A response to BDS at Princeton - opinion

Last month, undergraduate students at Princeton University voted on a referendum linked to the aims of BDS.

 PRINCETON UNIVERSITY President Christopher Eisgruber applauds British-born scientist F. Duncan Haldane at a press conference after Haldane won the 2016 Nobel Prize for Physics.  (photo credit: DOMINICK REUTER/ REUTERS)
PRINCETON UNIVERSITY President Christopher Eisgruber applauds British-born scientist F. Duncan Haldane at a press conference after Haldane won the 2016 Nobel Prize for Physics.
(photo credit: DOMINICK REUTER/ REUTERS)

Last month, undergraduate students at Princeton University voted on a referendum sponsored by the president of the Princeton Committee on Palestine (PCP). It called upon the University to end its use of Caterpillar construction equipment on campus due to the corporation’s alleged “role... in the mass demolition of Palestinian homes.” In its explanation, the resolution explicitly linked itself to the aims of the national Boycott, Divestment and Sanctions (BDS) movement.
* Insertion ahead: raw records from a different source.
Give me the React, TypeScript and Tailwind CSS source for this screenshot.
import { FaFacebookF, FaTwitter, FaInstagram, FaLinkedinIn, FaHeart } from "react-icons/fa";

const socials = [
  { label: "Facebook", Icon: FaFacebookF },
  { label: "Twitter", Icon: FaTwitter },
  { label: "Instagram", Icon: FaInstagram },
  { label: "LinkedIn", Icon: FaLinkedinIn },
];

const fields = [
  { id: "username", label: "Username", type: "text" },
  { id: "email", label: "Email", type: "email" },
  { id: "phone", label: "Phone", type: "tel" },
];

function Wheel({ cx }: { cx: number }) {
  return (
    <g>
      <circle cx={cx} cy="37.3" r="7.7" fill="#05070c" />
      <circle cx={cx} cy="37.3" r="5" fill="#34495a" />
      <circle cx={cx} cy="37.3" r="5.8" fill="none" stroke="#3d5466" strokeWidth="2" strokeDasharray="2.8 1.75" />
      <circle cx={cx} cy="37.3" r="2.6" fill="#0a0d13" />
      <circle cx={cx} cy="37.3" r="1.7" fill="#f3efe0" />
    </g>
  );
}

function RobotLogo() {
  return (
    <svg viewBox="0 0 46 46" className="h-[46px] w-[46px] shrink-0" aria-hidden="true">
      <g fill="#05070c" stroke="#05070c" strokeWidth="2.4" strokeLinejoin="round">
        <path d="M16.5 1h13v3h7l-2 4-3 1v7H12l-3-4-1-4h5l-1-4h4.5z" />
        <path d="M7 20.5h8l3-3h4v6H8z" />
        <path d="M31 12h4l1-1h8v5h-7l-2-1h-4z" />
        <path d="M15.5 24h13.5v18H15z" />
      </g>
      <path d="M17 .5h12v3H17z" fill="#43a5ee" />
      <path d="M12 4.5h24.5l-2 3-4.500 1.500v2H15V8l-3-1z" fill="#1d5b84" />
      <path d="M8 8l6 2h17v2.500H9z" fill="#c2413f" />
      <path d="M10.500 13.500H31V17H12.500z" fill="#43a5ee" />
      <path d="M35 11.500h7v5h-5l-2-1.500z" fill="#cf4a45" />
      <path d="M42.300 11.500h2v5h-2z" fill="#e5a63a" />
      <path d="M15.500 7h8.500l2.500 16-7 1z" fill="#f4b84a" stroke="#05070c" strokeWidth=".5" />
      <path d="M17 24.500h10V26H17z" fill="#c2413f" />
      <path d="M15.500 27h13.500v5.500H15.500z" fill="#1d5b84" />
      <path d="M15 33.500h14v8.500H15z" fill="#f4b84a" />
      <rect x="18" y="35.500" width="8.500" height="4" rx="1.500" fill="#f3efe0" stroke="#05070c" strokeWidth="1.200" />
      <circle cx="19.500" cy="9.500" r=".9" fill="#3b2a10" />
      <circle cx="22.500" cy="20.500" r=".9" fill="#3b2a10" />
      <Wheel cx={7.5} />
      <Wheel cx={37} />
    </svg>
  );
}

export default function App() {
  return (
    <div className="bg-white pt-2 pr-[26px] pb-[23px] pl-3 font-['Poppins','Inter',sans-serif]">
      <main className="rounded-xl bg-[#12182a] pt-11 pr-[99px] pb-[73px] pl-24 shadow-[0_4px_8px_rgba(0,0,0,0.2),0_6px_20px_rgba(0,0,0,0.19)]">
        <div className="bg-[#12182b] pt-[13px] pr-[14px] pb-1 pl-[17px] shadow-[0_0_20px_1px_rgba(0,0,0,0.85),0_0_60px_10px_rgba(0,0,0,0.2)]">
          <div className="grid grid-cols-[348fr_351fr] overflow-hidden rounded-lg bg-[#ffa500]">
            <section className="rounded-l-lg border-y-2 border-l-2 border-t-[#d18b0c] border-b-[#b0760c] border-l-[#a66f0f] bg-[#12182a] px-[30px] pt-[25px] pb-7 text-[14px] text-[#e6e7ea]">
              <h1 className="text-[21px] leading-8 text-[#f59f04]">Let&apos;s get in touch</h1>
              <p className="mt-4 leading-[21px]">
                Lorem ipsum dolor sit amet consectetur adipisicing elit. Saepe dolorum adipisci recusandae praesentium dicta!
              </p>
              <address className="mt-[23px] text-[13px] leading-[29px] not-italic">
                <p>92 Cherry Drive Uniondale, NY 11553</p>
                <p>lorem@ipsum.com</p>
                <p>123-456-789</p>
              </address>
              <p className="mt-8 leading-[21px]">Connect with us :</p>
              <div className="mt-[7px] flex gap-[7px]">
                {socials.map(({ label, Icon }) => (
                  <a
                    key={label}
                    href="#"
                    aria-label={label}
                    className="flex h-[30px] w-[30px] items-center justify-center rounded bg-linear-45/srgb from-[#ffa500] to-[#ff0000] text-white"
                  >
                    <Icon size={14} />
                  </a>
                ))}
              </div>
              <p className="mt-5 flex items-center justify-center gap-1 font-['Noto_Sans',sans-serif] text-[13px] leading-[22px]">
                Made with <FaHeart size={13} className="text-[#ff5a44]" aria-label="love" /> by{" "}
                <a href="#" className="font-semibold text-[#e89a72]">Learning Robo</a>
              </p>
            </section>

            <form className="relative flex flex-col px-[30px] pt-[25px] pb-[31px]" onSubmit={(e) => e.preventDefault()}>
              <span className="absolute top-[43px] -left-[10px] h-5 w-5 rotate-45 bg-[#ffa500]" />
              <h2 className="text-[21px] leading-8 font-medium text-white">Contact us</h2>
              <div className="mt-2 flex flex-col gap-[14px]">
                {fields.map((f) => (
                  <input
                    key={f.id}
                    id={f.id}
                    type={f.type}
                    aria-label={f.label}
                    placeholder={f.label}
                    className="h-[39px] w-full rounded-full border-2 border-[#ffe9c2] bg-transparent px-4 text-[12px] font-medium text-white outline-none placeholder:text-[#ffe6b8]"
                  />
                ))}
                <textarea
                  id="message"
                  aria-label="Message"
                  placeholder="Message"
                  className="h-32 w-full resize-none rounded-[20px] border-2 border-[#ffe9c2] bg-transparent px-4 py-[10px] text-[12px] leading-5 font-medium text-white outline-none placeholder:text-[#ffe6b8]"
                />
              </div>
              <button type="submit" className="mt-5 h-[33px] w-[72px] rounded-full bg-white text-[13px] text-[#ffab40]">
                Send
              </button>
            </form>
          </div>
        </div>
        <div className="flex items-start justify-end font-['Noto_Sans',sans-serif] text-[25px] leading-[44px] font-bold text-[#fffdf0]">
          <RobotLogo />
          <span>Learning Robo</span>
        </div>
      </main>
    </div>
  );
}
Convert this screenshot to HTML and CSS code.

Ultimately, 56% of Princeton undergraduates refused to support the referendum. As president of Tigers for Israel, Princeton’s premier pro-Israel student organization, I witnessed this referendum inflame the campus discourse, malign good-faith student actors and singlehandedly target the Jewish state through a duplicitous agenda.

Weeks after the election drew to a close, Eric Periman, the president of PCP, penned an op-ed in which he shamelessly attempts to rewrite the history of the past few months.

He writes, “[t]he referendum was very simple. It called on my school, Princeton University, to boycott the construction company Caterpillar.” For PCP to conceal their referendum’s direct connection to BDS – a movement rife with antisemitism and predicated upon the erasure of the Jewish connection to the land of Israel – is purely dishonest.

Furthermore, Periman falsely claims that the referendum successfully passed, but this is simply not the case.

People walk around the Princeton University campus in New Jersey, November 16, 2013. (credit: REUTERS/EDUARDO MUNOZ)
People walk around the Princeton University campus in New Jersey, November 16, 2013. (credit: REUTERS/EDUARDO MUNOZ)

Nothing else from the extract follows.